Burroughs: A Man Within
You know what? I was seriously dissapointed by this movie. It isn't much more than a VH1 behind the music type deal. I didn't learn anything new, though I am admittedly pretty well versed in Burrough's life and what not, and I got pretty bored toward the end. It was slapped together rather illogically with little continuity aside from the fact that it was all about Burroughs. There was no story or point of view. Just because it's a documentary doesn't mean you can abandon the concept of story, in fact, you could argue that it is more important. All the talking heads, even some of my very favorite people in the world (Iggy Pop, John Waters, Thurston Moore), just basically went on and on about how much they were in awe of Burroughs as if we were just supposed to join the crowd because they were in it.
A few outlandish claims are made, among them offering Burroughs as the most important writer of the second half of the 20th century. Is that true? I don't think so. He's had a lasting impact on a certain segment of the literary population for sure but you're going to have a hard time convincing me he is more important than Albert Camus or even Gabriel Garcia Marquez (I don't want to debate this with myself, I'd say Burroughs is probably in the top ten or twenty). His impact on literature isn't as great as Andy Warhol's on art but they are similar in several aspects. The movie could have explored that far more deeply than it did, as it is their relationship is pretty much mentioned in passing.
I suppose I wanted something more academic. I wanted honest and actual critiques of his prose. I wanted his place in landscape of American literature proven to me. But that's not what you get. I would've been interested to see what Amiri Baraka had to say about his writing but you just get a couple of tiny sound bites. Instead it's a bunch of celebrities and gushing biographers championing him to people who are already into Burroughs. Just because Iggy Pop alludes to him in Gimme Some Skin, I'm supposed to take him more seriously than I already do? I don't think so. Patti Smith had a huge crush on him. What am I supposed to do with that information? I don't really know. It doesn't make me think Burroughs was any more or less a writer than he already was. It just makes me think he had to deal with Patti Smith all the time which sounds exhausting. They also spend a lot of time talking about Burroughs inability to love anyone or even himself. That doesn't make him special, or particularly interesting. A lot of people have that problem. Not many people could produce something with the amazing literary scope of Naked Lunch or even Queer or Junky and honestly that's the Burroughs that I wanted to meet in this documentary.
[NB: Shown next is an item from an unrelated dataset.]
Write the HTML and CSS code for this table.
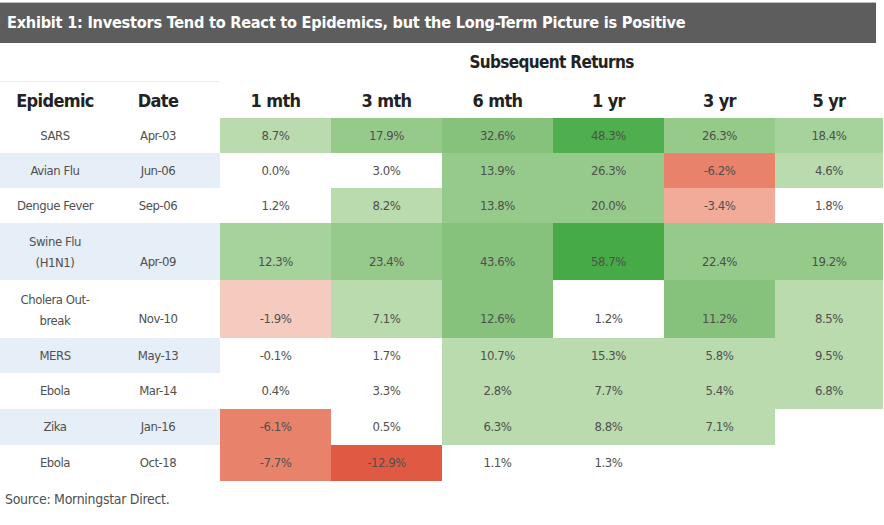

I was, and am, just as impressed by the man as everyone in this documentary. I don't want my criticisms of the movie transposed onto Burroughs. He'll always be one of my heroes and the only Beat I consider worthwhile. I just wish the documentary had tried to show us how important his writing was instead of just telling us it was important. Once I saw him in a Dillions in Lawrence, Kansas. His famous sword cane was hanging on the handle of his cart and he was kind of shuffling down the aisle. I almsot shit my pants. It was cooler than the time Jim Carroll told me he liked my shirt.